Wednesday this week, I'd had a full day of real work and worry about taxes. I had finally got home and was enjoying a sit down in the comfortable chair with a glass of ice water. Really, when it's 86 degrees in April, a glass of ice water is wonderful. Anyway, I was watching the last of the local news. It was moments before the national news was to come on.
A local news head announces with their personal version of hysteria, "Breaking news developing now! A UPS plane has notified the air traffic controllers of a possible emergency. The airport is preparing for a crash landing!"
The next fifteen minutes were spent with live action watching a 767 UPS plane approach the runway and land. This meant the CBS national news up to the first commercial break wasn't shown. Reggie said he was watching the NBC affiliate and the national news was broadcasting two sides to a political question and every time they were showing his preferred side, they broke away to the plane landing.
Since then the local stations have been running ads patting themselves on the back for showing the plane land safely. An airplane safely landing happens thousands of times. It is not news. If that plane crashed and all the online purchased packages burned, I'd want to see that.
We here in Louisville need about an hour and a half of local news a day. More than that is an extended commercial.
Another blogger I read had a post this week about all the live stand up reports on travel delays at European airports due to an Icelandic volcano's belch. She said that every small airport in Briton had a segment where a live stand up reporter said, "Same here. No one is leaving the airport!" That's as funny as the breaking news of a safe airplane landing in Louisville!
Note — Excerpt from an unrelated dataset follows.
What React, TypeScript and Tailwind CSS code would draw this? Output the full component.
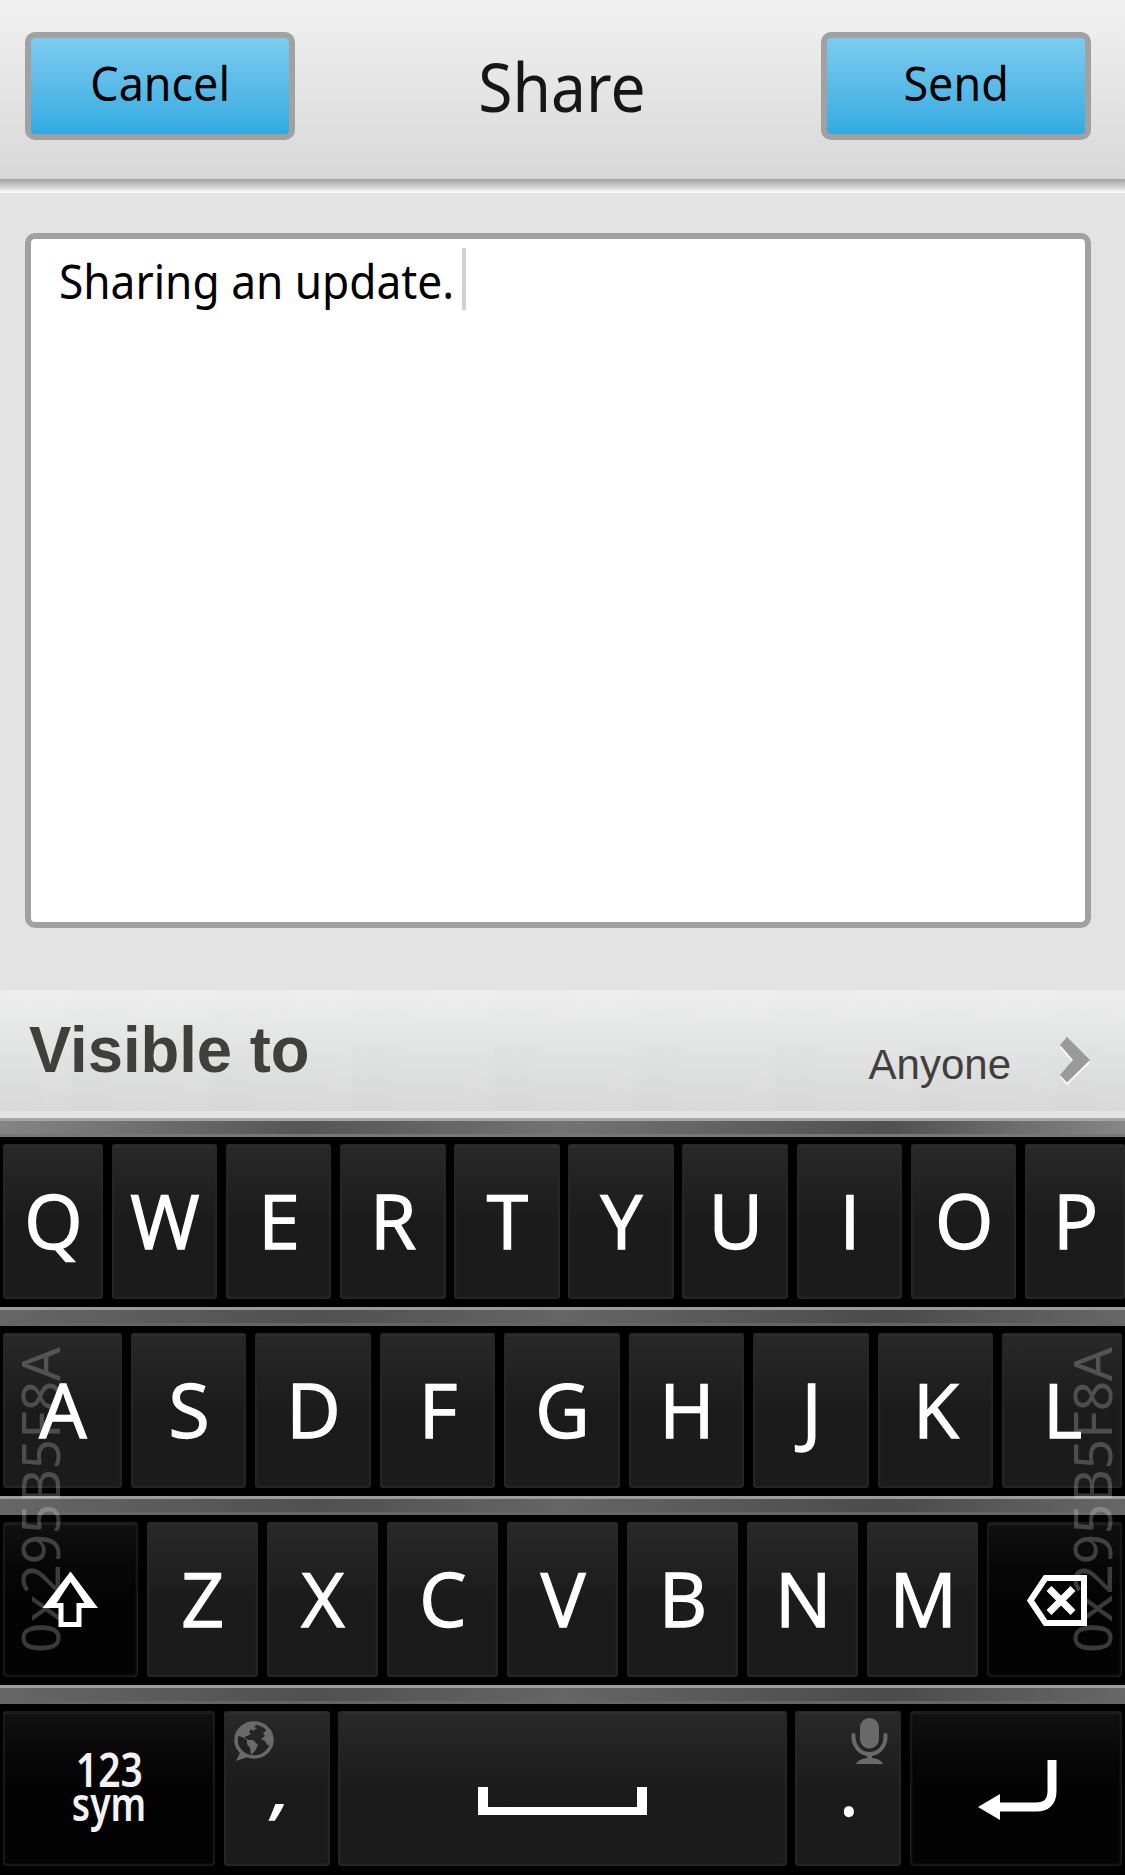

All the Tax Day drama is over here. My friend the CPA filed extensions for me. The government has my money so I'll hopefully not suffer any penalties. I have a pretty boring life regarding money matters, but somehow it becomes drama every year.
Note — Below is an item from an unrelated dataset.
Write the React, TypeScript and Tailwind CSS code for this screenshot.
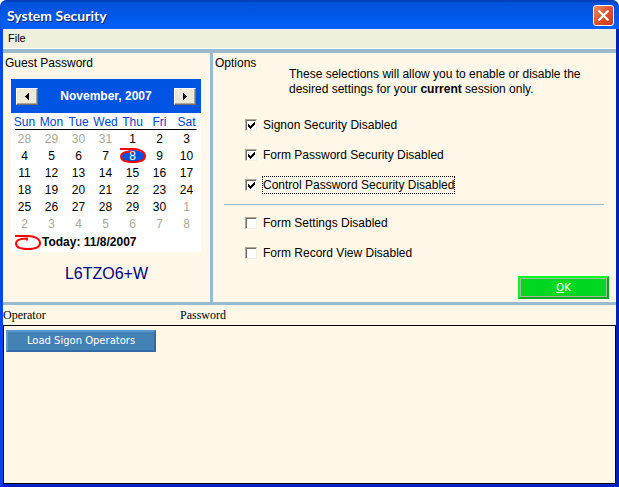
import { useState } from 'react'

const weekdays = ['Sun', 'Mon', 'Tue', 'Wed', 'Thu', 'Fri', 'Sat']

const weeks = [
  [28, 29, 30, 31, 1, 2, 3],
  [4, 5, 6, 7, 8, 9, 10],
  [11, 12, 13, 14, 15, 16, 17],
  [18, 19, 20, 21, 22, 23, 24],
  [25, 26, 27, 28, 29, 30, 1],
  [2, 3, 4, 5, 6, 7, 8],
]

const isOutside = (week: number, day: number) => (week === 0 && day > 7) || (week > 3 && day < 15)

const TodayRing = ({ filled = false }: { filled?: boolean }) => (
  <svg width="28" height="17" viewBox="0 0 28 17" fill="none" aria-hidden="true">
    {filled && <ellipse cx="14" cy="9" rx="12" ry="6" fill="#0054e3" />}
    <path d="M1 2H14C21 2 26 5 26 9C26 13 21 15 14 15C7 15 2 13 2 9.500C2 6 6 4.500 13 4.500V6.500" stroke="#f00" strokeWidth="2" />
  </svg>
)

const ArrowButton = ({ label, path }: { label: string; path: string }) => (
  <button aria-label={label} className="flex h-[17px] w-[22px] items-center justify-center border border-t-white border-r-[#716f64] border-b-[#716f64] border-l-white bg-[#ece9d8] shadow-[inset_-1px_-1px_#aca899]">
    <svg width="4" height="7" viewBox="0 0 4 7" shapeRendering="crispEdges"><path d={path} /></svg>
  </button>
)

const Calendar = () => (
  <div className="mx-2 mt-2 h-[173px] w-[190px] bg-white">
    <div className="flex h-[34px] items-center justify-between bg-[#0054e3] px-[5px] font-bold text-white">
      <ArrowButton label="Previous month" path="M4 0v7L0 3.500z" />
      <span>November, 2007</span>
      <ArrowButton label="Next month" path="M0 0v7L4 3.500z" />
    </div>
    <table className="w-[189px] table-fixed border-collapse text-center">
      <thead className="bg-[linear-gradient(#000,#000)] bg-[length:182px_1px] bg-bottom bg-no-repeat text-[#0046d5]">
        <tr className="h-[17px]">
          {weekdays.map((name) => <th key={name} className="p-0 font-normal">{name}</th>)}
        </tr>
      </thead>
      <tbody>
        {weeks.map((days, week) => (
          <tr key={week} className="h-[17px]">
            {days.map((day) => (
              <td key={day} className={isOutside(week, day) ? 'p-0 text-[#aca899]' : 'p-0'}>
                {week === 1 && day === 8 ? (
                  <div className="relative flex h-[17px] items-center justify-center text-white">
                    <span className="absolute"><TodayRing filled /></span>
                    <span className="relative">{day}</span>
                  </div>
                ) : day}
              </td>
            ))}
          </tr>
        ))}
      </tbody>
    </table>
    <div className="flex h-[20px] items-center pl-[3px] font-bold">
      <TodayRing />
      Today: 11/8/2007
    </div>
  </div>
)

const Option = ({ label, checked = false, focused = false }: { label: string; checked?: boolean; focused?: boolean }) => {
  const [on, setOn] = useState(checked)

  return (
    <label className="flex h-[18px] items-center gap-[5px]">
      <span className="grid size-[12px]">
        <input
          type="checkbox"
          checked={on}
          onChange={() => setOn(!on)}
          className="peer col-start-1 row-start-1 size-[12px] appearance-none border border-t-[#aca899] border-r-[#f1efe2] border-b-[#f1efe2] border-l-[#aca899] bg-white shadow-[inset_1px_1px_#716f64]"
        />
        <svg className="pointer-events-none invisible col-start-1 row-start-1 peer-checked:visible" width="12" height="12" viewBox="0 0 12 12" shapeRendering="crispEdges">
          <path d="M3 5h1v1h1v1h1v-1h1v-1h1v-1h1v-1h1v3h-1v1h-1v1h-1v1h-1v1h-1v-1h-1v-1h-1z" />
        </svg>
      </span>
      <span className={focused ? 'border border-dotted border-black' : 'border border-transparent'}>{label}</span>
    </label>
  )
}

const App = () => {
  return (
    <main className="flex h-screen flex-col bg-[#003dd6] font-['Liberation_Sans',Arial,sans-serif] text-[12px] leading-[16px] text-black">
      <div className="bg-white">
        <header className="flex h-[29px] items-center justify-between rounded-t-[7px] bg-linear-to-b from-[#0050d8] via-[#0057e6] to-[#0060fc] pr-[5px] pl-[7px] shadow-[inset_0_2px_1px_#0040bd]">
          <h1 className="pt-[3px] font-['Lato',sans-serif] text-[14px] font-bold text-white [text-shadow:1px_1px_#0a246a]">System Security</h1>
          <button aria-label="Close" className="mt-[2px] flex size-[21px] items-center justify-center rounded-[3px] border border-white bg-linear-to-br from-[#f08a68] via-[#e0502c] to-[#c43c14]">
            <svg width="11" height="11" viewBox="0 0 11 11" stroke="#fff" strokeWidth="2.200"><path d="M0.500 0.500L10.500 10.500M10.500 0.500L0.500 10.500" /></svg>
          </button>
        </header>
      </div>
      <div className="flex flex-1 flex-col border-x-3 border-b-3 border-r-[#0022b4] border-b-[#0022c8] border-l-[#0046f0] bg-[#fff7e7]">
        <nav className="flex h-[20px] items-center border-b border-white bg-[#efefde] px-[5px] pb-[2px]">
          <button className="text-[11px]">File</button>
        </nav>
        <div className="flex h-[256px] border-t-4 border-b-3 border-[#9cbace]">
          <section className="w-[210px] shrink-0 border-r-3 border-[#9cbace]">
            <h2 className="mt-[2px] ml-[2px]">Guest Password</h2>
            <Calendar />
            <p className="mt-3 text-center text-[16px] leading-[20px] text-[#000084]">L6TZO6+W</p>
          </section>
          <section className="flex flex-1 flex-col">
            <h2 className="mt-[2px] ml-[2px] h-[12px]">Options</h2>
            <p className="ml-[76px] leading-[15px]">
              These selections will allow you to enable or disable the<br />
              desired settings for your <b>current</b> session only.
            </p>
            <div className="mt-[19px] ml-8 flex flex-col gap-3">
              <Option label="Signon Security Disabled" checked />
              <Option label="Form Password Security Disabled" checked />
              <Option label="Control Password Security Disabled" checked focused />
            </div>
            <hr className="mt-[10px] mr-3 ml-[11px] border-[#9cbace]" />
            <div className="mt-[9px] ml-8 flex flex-col gap-3">
              <Option label="Form Settings Disabled" />
              <Option label="Form Record View Disabled" />
            </div>
            <div className="mt-auto mr-[7px] mb-[3px] self-end border-2 border-t-[#00ff21] border-r-[#00aa18] border-b-[#00aa18] border-l-[#00ff21]">
              <button className="block h-[19px] w-[87px] border border-[#adb2a5] bg-[#00d721] font-['DejaVu_Sans',Verdana,sans-serif] text-[10px] text-white"><u>O</u>K</button>
            </div>
          </section>
        </div>
        <div className="flex h-[20px] items-center font-['Liberation_Serif',serif] text-[12px]">
          <span className="w-[177px]">Operator</span>
          <span>Password</span>
        </div>
        <section className="flex-1 border border-black px-[2px] py-1">
          <button className="h-[22px] w-[150px] border-2 border-t-[#5a9ace] border-r-[#316aa5] border-b-[#316aa5] border-l-[#5a9ace] bg-[#4282b5] font-['DejaVu_Sans',Verdana,sans-serif] text-[10px] leading-[16px] text-white">Load Sigon Operators</button>
        </section>
      </div>
    </main>
  )
}

export default App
My other CPA friend from a northern state, called Friday. I don't talk to him often but every year the day after Tax Day we seem to talk. He told me his cat died. He said she was 14 and was ill. They'd been working with her trying to save her and the vet wanted them to leave her over night so the could give her another therapy. They got a call late to come get her as she was wigging out in the cat cage. So they went to get her and she was riding in his wife's lap in the car on the way home. She was talking to the kitty and it seemed content. Two blocks from the house the cat died. Now he's all broke up about it. His daughter who's away at college says they killed the cat by leaving it at the veg hospital and now she can't stand coming home this summer and has gotten a job in her college town on the east coast. I could hear tears in his voice. I told him his daughter was 22 and was looking for a way to stay away. It was normal and not to sweat it.
I said, "You know what you got to do now, don't you?" He said they were getting two new cats. I told him to get mutts. They'd always had Siamese and this was the second one to die of the same ailment. I told him all my cat owner stories and he got to laughing at me. I think they will be ok with the new cats and hopefully his daughter will come back home when she runs out of money or gets pregnant.
This week end kicks off The Kentucky Derby Festival. This is about three weeks of uncountable events leading up to the Kentucky Derby. I like thoroughbred horse racing; watching, betting and even loosing on small horse race bets. I do not care for all the festival stuff. Maybe, if it involved nudity on a grand scale or some other truly spring fertility event. But, this is Louisville Kentucky, which exists under the cinch of the Bible belt, so our nude worship of Baucus is done either behind closed doors or accidentally on a river bank and within the oval infield at Churchill Downs.
Yesterday was Thunder over Louisville. That means seven hundred thousand people went downtown and onto the bank of the Ohio River to watch a wide variety of civilian and military planes fly around all day. At about 9:30 p.m. fireworks were launched for about thirty minutes in a technological marvel of music and explosion. Then for the next four hours, all those people tried to get home.
In the past Dennis and I watched from roof tops or in the offices of friends in buildings a couple of blocks from the river. Then I began watching from my apartment high up in a building in the Highlands. Now, I don't even do that. I keep saying I'll have a watch party, but everyone I know likes to be out near the event. Maybe the watch party will work when my friends are old.
What I did was cross the river early Friday evening, head north and spend the night and some of Saturday with Lenny. He had some work to do for a friend whose dad died, so I just tagged along and read my book, kept him from getting sleep. We went out to eat for dinner and then breakfast.
Sunday in Louisville is a beautiful thing in April. The excitement of the Derby hovers in the air like a pink mist along with tree pollen and butterflies. Yes! I saw my first butterfly this morning. It was small, yellow and fascinated with a wild grapevine growing at the side of a building.